Read Szymascek's essay "A Good Job for a Poet" about her work and approach to directing the Project that went up yesterday at the Poetry Foundation's Harriet Blog:
I like being a minor public figure. It suits me. I like showing up in magazines, going to parties, being interviewed on the radio, and doing all the figurehead stuff. I also like paperwork and pencils, efficient online grant application systems, making budgets when other people set up the Excel sheet, and attending to the details that go into making poetry readings and writing workshops happen. I wonder what I would have made of the words “infrastructure poet” when I was a teen, if Anne Waldman had been my career counselor? Through our informal mentorship, I’ve come to understand this title as a call to strengthen the sites and discourse and etiquettes that are important for poets to thrive.

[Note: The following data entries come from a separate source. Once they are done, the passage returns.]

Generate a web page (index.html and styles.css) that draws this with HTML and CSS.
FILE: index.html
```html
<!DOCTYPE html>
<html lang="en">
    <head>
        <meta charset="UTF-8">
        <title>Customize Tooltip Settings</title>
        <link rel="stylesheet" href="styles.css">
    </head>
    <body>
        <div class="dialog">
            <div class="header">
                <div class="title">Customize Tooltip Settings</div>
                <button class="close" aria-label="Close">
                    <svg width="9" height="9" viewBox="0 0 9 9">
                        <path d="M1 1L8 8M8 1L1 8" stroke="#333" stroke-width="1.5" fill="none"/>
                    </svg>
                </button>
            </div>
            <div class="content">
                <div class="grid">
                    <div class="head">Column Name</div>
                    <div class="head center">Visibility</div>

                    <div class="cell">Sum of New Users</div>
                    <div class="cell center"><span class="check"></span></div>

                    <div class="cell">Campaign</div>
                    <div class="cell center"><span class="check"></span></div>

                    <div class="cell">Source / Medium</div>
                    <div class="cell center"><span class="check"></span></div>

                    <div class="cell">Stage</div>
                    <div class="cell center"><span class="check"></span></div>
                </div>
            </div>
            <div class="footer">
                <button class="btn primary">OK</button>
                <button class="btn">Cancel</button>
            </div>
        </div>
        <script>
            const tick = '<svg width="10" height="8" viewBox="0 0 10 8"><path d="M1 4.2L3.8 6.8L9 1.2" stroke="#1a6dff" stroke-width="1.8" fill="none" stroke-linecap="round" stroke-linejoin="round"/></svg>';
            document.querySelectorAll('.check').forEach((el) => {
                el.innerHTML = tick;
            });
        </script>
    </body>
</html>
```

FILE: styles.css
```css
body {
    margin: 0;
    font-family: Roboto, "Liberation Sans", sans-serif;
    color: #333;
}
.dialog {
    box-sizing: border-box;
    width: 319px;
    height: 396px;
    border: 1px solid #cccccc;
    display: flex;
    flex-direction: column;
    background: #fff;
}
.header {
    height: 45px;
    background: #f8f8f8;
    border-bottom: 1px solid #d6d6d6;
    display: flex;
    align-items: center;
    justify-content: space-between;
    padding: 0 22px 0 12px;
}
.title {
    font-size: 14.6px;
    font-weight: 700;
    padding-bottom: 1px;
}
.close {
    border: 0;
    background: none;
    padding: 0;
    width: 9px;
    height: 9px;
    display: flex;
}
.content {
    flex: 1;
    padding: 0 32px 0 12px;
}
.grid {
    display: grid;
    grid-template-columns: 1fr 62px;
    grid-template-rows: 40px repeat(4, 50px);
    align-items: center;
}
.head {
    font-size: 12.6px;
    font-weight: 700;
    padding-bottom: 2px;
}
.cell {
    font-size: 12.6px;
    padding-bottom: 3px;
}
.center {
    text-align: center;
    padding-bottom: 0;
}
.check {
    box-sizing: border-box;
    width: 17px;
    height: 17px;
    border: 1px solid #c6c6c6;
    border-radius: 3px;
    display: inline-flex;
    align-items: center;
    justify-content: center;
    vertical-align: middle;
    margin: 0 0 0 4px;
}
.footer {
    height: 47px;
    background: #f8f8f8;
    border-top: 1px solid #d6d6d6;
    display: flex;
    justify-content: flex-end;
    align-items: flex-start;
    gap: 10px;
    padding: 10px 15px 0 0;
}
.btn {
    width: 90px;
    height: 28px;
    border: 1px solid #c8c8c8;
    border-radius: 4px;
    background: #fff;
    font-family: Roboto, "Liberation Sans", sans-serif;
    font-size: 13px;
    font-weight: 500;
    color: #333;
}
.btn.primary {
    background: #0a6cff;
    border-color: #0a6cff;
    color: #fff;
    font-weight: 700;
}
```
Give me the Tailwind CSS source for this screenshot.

Anne and I had a conversation about our work in the Brooklyn Rail in 2016. Like her, I have been inspired to make sure the Project represented a larger voice than my own so that its usefulness to the community would outlive my tenure. Sometime people have rightfully said that I have been selfless, the job thankless, that I have been a caretaker; however, it is also important to note that the Project has given me a surplus of self (future?), and I can now envision anything—even writing books that have nothing to do with my life as a nonprofit arts administrator. In June, I will leave the Poetry Project, and I will feel the best kind of lost.
With a Taurus twist, I'm sure Mayer would agree.